■ **Exercise task**: The records below are split into lines. How many of those lines contain the string "React"? Reply with the number only.

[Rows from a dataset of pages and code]
•••
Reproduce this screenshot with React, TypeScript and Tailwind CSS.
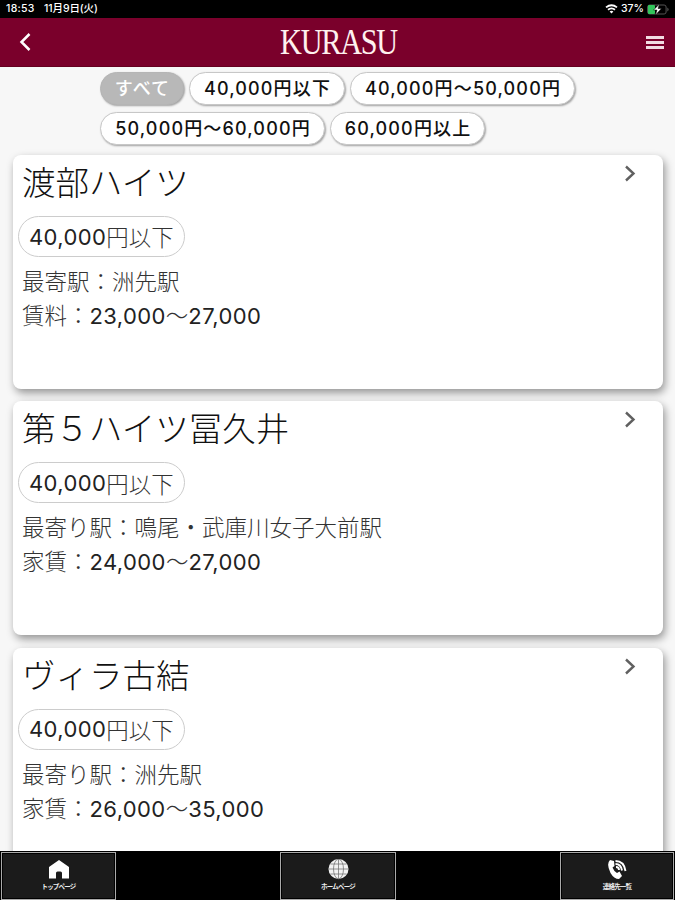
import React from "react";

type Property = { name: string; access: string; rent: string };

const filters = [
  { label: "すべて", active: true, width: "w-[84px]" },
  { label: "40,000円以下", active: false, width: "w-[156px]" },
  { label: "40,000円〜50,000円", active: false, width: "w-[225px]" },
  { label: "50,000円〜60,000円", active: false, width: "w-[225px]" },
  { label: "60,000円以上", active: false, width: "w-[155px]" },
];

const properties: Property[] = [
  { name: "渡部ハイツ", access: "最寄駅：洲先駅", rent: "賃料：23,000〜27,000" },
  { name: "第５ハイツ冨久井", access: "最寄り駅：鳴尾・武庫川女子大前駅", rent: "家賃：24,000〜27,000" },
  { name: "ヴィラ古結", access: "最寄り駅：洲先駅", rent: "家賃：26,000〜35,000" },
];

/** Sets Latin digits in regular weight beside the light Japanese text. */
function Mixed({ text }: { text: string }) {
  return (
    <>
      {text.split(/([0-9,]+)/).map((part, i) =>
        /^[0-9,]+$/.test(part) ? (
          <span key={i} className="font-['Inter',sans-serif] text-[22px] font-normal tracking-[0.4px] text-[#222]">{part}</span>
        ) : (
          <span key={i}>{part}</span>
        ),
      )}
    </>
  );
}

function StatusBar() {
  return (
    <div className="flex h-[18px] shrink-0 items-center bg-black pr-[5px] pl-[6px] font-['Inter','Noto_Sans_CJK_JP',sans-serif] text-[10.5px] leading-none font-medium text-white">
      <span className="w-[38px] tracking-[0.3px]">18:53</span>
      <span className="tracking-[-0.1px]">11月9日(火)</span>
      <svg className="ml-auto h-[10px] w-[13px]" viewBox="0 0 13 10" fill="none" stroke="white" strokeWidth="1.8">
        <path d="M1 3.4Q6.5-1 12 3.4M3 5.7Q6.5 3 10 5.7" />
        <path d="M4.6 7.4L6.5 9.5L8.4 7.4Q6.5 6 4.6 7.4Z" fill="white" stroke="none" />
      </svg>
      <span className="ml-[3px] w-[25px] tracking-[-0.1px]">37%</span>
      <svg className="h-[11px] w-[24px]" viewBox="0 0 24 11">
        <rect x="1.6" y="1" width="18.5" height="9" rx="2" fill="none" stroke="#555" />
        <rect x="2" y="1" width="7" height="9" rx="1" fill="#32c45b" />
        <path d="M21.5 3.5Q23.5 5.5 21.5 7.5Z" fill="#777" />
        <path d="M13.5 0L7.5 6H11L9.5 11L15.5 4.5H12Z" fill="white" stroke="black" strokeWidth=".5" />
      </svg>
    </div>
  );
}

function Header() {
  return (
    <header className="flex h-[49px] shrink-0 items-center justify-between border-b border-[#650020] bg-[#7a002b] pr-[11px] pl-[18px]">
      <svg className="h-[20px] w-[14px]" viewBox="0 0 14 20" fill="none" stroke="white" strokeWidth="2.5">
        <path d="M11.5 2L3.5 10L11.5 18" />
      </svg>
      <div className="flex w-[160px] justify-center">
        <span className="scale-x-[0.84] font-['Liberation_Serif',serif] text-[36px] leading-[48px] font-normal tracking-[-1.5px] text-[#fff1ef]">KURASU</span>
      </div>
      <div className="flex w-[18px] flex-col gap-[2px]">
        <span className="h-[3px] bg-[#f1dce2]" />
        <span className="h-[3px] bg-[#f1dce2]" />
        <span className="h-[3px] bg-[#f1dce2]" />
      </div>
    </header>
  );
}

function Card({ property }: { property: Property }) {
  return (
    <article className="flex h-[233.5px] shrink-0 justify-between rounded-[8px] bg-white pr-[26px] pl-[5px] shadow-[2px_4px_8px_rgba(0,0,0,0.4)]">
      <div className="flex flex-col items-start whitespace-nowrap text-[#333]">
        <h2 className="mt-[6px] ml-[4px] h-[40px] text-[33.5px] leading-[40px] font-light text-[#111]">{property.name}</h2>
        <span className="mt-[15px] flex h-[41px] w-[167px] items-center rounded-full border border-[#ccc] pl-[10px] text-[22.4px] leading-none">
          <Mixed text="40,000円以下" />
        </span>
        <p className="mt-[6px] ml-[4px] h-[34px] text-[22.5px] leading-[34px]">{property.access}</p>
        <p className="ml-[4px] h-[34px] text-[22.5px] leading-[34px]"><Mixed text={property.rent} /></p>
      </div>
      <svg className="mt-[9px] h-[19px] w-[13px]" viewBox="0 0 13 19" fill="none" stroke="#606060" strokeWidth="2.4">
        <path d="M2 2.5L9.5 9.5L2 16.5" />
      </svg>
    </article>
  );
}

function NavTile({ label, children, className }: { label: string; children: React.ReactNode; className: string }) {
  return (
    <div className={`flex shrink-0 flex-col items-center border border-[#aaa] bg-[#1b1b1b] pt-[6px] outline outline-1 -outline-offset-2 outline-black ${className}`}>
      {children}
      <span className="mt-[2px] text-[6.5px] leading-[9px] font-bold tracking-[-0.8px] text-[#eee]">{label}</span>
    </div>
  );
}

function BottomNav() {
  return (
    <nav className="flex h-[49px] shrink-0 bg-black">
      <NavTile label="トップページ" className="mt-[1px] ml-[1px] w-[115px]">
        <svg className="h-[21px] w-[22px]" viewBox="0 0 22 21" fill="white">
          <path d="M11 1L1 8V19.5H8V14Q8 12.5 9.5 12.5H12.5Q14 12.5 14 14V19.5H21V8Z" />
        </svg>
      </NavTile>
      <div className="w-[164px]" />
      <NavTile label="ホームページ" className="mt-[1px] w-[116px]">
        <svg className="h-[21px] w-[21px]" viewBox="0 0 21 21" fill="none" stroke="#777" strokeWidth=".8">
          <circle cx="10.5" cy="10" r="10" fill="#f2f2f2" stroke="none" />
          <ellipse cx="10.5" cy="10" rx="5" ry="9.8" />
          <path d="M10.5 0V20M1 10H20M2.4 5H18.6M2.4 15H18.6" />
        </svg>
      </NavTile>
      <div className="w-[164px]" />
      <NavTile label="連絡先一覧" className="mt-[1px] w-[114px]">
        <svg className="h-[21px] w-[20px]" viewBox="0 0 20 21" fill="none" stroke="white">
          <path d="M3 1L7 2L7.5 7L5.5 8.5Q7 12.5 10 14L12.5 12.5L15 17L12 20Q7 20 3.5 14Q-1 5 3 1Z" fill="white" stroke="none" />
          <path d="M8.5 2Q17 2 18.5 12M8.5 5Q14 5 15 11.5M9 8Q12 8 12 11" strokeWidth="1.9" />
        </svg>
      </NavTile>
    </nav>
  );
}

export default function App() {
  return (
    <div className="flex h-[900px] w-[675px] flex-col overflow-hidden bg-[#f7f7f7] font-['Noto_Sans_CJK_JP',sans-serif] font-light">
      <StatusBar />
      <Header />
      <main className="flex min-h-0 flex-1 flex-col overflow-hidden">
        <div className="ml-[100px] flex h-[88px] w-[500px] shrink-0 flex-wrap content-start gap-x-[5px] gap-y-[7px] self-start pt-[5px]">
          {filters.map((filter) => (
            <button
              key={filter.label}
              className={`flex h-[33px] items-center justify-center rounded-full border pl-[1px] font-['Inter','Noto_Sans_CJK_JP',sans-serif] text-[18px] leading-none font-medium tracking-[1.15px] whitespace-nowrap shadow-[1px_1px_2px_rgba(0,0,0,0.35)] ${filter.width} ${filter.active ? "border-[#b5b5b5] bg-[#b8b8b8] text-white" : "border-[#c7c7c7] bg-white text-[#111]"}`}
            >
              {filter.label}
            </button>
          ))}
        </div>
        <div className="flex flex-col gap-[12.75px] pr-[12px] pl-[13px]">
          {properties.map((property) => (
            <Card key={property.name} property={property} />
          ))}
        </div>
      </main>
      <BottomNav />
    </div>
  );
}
•••
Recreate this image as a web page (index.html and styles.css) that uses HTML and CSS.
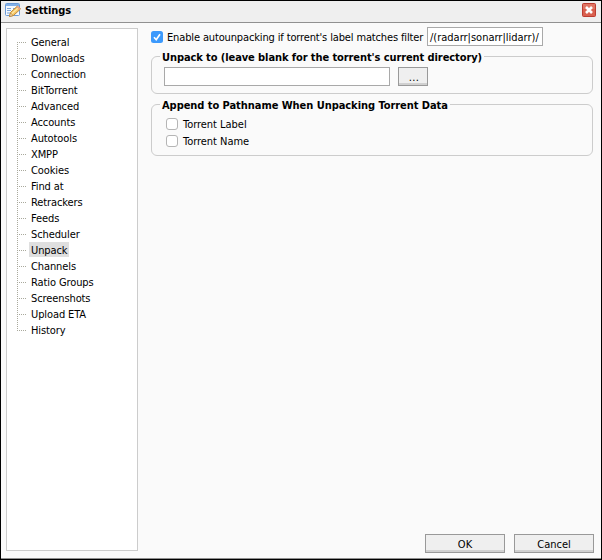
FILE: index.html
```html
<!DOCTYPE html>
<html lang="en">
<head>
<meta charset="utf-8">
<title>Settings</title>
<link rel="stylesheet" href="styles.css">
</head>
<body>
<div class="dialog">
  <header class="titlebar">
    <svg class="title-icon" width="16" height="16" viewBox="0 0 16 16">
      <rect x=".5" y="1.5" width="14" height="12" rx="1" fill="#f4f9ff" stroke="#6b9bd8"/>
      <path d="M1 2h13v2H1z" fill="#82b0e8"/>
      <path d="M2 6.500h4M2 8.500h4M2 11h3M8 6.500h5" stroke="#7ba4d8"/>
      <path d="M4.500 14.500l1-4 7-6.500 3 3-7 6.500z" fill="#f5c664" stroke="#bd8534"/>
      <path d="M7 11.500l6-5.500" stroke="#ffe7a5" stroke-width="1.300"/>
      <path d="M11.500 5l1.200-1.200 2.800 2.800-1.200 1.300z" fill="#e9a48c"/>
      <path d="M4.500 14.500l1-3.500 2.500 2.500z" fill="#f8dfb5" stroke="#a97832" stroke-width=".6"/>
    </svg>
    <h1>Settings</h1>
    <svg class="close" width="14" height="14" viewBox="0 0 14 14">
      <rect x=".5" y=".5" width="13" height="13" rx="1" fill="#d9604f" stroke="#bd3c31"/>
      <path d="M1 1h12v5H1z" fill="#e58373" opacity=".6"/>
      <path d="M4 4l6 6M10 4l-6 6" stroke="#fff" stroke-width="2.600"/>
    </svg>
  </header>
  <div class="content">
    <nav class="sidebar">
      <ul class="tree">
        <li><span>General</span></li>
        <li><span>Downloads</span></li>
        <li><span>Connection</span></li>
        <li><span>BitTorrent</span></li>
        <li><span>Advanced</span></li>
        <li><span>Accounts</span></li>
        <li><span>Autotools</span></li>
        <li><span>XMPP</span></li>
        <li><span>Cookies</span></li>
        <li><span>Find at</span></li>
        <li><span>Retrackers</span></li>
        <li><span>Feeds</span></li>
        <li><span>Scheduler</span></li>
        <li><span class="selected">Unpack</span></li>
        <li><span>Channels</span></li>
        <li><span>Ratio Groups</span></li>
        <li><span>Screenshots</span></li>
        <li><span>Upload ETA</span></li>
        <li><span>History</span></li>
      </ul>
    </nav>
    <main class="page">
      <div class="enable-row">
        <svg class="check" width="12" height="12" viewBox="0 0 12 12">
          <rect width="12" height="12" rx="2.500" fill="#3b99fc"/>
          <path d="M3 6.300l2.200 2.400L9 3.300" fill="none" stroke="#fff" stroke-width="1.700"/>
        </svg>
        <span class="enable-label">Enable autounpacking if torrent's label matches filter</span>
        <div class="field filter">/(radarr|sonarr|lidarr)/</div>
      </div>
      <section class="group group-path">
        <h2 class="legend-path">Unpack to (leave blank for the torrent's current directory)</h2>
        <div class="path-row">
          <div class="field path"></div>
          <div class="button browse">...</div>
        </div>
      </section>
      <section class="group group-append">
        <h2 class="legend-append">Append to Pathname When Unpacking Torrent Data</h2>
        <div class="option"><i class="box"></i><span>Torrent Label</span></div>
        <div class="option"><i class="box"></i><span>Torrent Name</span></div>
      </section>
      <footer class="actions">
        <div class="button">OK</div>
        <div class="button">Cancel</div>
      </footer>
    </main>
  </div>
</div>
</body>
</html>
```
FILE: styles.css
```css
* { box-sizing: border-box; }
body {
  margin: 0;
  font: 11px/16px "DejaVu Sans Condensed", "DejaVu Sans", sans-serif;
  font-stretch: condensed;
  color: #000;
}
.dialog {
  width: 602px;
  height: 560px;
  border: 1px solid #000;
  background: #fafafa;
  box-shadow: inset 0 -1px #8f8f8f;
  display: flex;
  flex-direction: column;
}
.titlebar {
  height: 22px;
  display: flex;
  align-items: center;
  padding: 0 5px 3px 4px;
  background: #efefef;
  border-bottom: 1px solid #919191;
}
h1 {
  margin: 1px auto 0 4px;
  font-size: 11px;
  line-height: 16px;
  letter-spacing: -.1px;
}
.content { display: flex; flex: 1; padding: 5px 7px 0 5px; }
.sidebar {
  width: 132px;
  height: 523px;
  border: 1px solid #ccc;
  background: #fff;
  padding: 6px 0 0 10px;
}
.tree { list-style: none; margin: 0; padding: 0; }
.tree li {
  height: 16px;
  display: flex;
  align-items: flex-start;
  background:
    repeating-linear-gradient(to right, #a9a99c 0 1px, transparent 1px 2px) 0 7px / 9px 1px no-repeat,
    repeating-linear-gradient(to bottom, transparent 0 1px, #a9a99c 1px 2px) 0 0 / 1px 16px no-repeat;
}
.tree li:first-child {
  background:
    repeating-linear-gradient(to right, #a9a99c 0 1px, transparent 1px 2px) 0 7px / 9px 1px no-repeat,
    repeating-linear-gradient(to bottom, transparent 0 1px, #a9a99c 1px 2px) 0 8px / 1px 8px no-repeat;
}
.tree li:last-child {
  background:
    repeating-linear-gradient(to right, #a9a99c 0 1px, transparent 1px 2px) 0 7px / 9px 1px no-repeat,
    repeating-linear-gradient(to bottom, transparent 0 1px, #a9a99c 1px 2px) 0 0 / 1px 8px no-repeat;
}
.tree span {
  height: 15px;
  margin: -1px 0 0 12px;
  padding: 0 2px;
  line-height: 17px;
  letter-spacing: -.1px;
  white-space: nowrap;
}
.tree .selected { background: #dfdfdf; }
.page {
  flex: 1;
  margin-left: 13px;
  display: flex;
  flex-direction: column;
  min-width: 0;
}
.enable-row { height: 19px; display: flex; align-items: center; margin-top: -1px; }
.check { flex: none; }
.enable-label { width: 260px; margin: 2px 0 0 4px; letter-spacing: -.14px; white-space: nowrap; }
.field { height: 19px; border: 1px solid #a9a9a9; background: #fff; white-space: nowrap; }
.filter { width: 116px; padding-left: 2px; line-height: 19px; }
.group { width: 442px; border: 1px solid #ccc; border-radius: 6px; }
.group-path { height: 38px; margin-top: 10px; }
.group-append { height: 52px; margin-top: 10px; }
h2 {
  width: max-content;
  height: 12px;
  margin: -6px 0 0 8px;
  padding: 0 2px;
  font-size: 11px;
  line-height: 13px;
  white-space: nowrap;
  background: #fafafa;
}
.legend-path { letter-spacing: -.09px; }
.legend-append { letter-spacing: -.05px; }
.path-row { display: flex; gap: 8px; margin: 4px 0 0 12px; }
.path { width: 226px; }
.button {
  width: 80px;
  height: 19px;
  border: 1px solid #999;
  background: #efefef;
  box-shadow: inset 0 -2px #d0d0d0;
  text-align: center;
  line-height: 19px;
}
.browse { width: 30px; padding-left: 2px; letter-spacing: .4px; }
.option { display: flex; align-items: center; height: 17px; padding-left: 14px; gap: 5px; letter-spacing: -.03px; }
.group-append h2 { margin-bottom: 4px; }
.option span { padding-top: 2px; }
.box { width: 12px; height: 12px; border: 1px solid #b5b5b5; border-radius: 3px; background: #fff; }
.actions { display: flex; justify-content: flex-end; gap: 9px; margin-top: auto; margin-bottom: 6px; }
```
•••
■ **Problem solution**: 3